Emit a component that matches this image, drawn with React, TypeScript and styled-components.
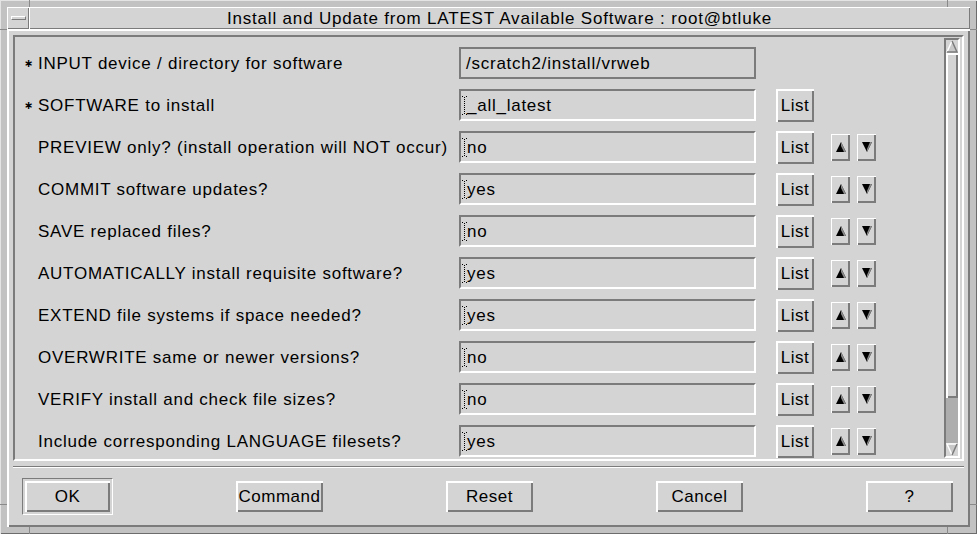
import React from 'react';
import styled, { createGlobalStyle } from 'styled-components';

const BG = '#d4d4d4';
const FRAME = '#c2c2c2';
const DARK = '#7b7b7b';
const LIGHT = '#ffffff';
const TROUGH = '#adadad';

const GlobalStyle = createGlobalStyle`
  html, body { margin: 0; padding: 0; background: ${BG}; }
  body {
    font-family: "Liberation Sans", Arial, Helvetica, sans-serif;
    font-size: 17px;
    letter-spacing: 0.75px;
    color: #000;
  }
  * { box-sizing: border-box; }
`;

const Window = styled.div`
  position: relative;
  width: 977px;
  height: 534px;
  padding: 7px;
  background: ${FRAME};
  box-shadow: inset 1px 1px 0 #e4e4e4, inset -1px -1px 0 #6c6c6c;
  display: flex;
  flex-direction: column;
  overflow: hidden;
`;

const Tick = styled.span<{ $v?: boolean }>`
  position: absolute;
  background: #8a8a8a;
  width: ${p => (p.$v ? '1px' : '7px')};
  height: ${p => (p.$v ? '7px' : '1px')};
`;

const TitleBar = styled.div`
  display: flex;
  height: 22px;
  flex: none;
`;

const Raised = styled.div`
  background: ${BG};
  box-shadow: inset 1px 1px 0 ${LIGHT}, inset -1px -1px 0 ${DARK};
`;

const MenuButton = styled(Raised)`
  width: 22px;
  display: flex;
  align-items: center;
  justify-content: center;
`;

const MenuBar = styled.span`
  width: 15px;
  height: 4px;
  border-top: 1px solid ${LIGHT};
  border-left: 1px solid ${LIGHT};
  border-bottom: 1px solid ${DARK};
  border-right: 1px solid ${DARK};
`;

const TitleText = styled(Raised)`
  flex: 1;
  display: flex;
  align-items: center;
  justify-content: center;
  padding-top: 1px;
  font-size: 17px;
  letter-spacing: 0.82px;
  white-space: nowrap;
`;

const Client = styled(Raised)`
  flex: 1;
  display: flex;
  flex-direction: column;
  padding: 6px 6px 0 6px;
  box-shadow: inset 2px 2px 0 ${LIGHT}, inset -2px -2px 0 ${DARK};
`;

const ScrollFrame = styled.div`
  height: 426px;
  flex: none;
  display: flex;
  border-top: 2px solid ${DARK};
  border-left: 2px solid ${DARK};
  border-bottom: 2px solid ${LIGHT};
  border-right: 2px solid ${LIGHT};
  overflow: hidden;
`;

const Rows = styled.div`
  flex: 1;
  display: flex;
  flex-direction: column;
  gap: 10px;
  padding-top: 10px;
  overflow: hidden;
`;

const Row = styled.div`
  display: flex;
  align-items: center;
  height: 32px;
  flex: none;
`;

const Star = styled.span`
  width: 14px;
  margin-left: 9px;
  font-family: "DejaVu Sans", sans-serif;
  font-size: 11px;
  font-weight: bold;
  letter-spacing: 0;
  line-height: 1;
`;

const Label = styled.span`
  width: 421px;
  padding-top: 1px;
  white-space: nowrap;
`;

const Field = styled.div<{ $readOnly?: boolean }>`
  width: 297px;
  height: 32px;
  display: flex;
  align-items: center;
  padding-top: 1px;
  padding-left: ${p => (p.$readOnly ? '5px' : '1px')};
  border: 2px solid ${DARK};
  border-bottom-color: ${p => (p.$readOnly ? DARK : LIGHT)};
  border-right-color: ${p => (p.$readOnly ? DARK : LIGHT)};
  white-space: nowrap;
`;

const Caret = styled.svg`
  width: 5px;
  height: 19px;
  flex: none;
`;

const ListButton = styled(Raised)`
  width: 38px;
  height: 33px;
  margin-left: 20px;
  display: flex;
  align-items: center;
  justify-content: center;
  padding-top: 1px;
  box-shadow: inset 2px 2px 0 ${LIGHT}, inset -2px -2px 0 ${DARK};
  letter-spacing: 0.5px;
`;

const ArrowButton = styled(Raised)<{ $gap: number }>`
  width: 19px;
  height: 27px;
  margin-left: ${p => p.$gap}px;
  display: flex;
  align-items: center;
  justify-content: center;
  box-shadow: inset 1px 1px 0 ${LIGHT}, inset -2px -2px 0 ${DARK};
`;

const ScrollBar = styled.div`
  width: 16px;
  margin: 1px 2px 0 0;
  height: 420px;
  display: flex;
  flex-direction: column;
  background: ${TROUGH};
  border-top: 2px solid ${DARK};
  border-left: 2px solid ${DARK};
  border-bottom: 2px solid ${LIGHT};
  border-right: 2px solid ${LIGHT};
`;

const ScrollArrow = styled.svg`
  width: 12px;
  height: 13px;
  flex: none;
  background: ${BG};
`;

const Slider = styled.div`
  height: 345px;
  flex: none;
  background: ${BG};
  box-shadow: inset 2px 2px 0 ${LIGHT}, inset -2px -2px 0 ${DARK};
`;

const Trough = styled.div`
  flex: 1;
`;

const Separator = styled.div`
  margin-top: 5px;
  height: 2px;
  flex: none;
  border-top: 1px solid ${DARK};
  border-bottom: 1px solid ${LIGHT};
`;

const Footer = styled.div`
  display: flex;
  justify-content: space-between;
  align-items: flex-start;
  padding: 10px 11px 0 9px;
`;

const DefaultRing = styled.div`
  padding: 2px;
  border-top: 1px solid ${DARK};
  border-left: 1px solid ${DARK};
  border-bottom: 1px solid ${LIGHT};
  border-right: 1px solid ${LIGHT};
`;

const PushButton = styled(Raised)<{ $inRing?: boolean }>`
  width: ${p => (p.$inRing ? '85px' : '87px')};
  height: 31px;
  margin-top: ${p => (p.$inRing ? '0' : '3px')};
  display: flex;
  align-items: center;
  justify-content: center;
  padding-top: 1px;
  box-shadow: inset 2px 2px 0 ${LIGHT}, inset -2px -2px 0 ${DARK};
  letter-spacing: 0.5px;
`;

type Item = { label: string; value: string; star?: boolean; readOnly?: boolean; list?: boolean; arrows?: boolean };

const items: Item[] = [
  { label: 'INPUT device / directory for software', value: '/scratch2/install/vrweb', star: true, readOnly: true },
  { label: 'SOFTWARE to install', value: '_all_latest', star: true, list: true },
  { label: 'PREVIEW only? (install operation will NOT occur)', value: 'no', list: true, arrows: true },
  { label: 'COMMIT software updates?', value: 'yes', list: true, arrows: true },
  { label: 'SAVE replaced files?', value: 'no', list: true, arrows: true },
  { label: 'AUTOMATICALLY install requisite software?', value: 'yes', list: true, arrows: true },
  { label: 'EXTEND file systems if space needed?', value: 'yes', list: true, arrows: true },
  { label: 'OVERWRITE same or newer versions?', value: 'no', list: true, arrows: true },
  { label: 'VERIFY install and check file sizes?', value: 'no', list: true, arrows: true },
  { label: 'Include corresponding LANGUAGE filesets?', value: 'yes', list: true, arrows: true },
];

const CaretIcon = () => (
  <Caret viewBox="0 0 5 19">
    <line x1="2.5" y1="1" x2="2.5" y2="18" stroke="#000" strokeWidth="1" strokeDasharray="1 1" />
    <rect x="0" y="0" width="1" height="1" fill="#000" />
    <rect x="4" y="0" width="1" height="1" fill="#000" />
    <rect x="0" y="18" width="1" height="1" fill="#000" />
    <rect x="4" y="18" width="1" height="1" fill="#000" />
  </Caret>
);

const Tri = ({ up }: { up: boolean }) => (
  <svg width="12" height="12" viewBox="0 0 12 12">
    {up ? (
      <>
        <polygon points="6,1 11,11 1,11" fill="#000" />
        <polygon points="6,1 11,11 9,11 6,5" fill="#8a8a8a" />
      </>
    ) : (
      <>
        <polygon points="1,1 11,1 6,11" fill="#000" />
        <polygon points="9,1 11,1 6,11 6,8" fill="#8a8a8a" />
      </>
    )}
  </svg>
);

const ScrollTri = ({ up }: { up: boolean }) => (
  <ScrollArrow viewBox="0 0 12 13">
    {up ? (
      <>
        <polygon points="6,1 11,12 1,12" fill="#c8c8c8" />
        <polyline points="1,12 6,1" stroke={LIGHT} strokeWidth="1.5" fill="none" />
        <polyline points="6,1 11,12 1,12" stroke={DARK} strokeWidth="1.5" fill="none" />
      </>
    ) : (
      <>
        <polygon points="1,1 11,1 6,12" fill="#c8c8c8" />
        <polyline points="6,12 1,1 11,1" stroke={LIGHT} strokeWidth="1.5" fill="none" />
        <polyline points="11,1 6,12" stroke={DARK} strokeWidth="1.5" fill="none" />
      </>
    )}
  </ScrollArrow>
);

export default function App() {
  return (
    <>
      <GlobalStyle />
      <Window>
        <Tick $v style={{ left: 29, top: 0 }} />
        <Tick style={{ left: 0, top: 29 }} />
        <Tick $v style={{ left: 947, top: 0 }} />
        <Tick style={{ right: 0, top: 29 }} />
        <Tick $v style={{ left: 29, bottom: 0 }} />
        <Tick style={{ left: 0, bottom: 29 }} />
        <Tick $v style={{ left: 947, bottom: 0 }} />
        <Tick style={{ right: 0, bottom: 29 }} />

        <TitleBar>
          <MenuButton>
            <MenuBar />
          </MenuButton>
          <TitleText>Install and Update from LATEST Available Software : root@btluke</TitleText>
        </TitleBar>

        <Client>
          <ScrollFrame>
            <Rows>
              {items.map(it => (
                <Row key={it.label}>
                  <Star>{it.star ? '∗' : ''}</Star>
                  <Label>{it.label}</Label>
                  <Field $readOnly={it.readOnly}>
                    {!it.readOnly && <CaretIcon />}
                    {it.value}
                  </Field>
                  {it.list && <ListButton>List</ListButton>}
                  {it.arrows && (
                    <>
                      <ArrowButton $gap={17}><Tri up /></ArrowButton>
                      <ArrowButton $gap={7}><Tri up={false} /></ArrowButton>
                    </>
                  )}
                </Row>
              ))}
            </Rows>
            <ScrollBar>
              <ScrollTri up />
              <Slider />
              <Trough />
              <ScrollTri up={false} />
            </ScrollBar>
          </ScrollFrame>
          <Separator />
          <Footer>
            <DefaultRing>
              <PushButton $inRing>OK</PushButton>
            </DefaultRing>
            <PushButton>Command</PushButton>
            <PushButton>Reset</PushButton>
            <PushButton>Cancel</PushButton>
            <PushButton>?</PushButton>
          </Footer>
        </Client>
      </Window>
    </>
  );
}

# # # # #

**Task prompt:**
Return exactly what appears from the opening line of the material through the line with "const TROUGH = '#adadad';", apart from the pictures.

**Task result:**
Emit a component that matches this image, drawn with React, TypeScript and styled-components.
import React from 'react';
import styled, { createGlobalStyle } from 'styled-components';

const BG = '#d4d4d4';
const FRAME = '#c2c2c2';
const DARK = '#7b7b7b';
const LIGHT = '#ffffff';
const TROUGH = '#adadad';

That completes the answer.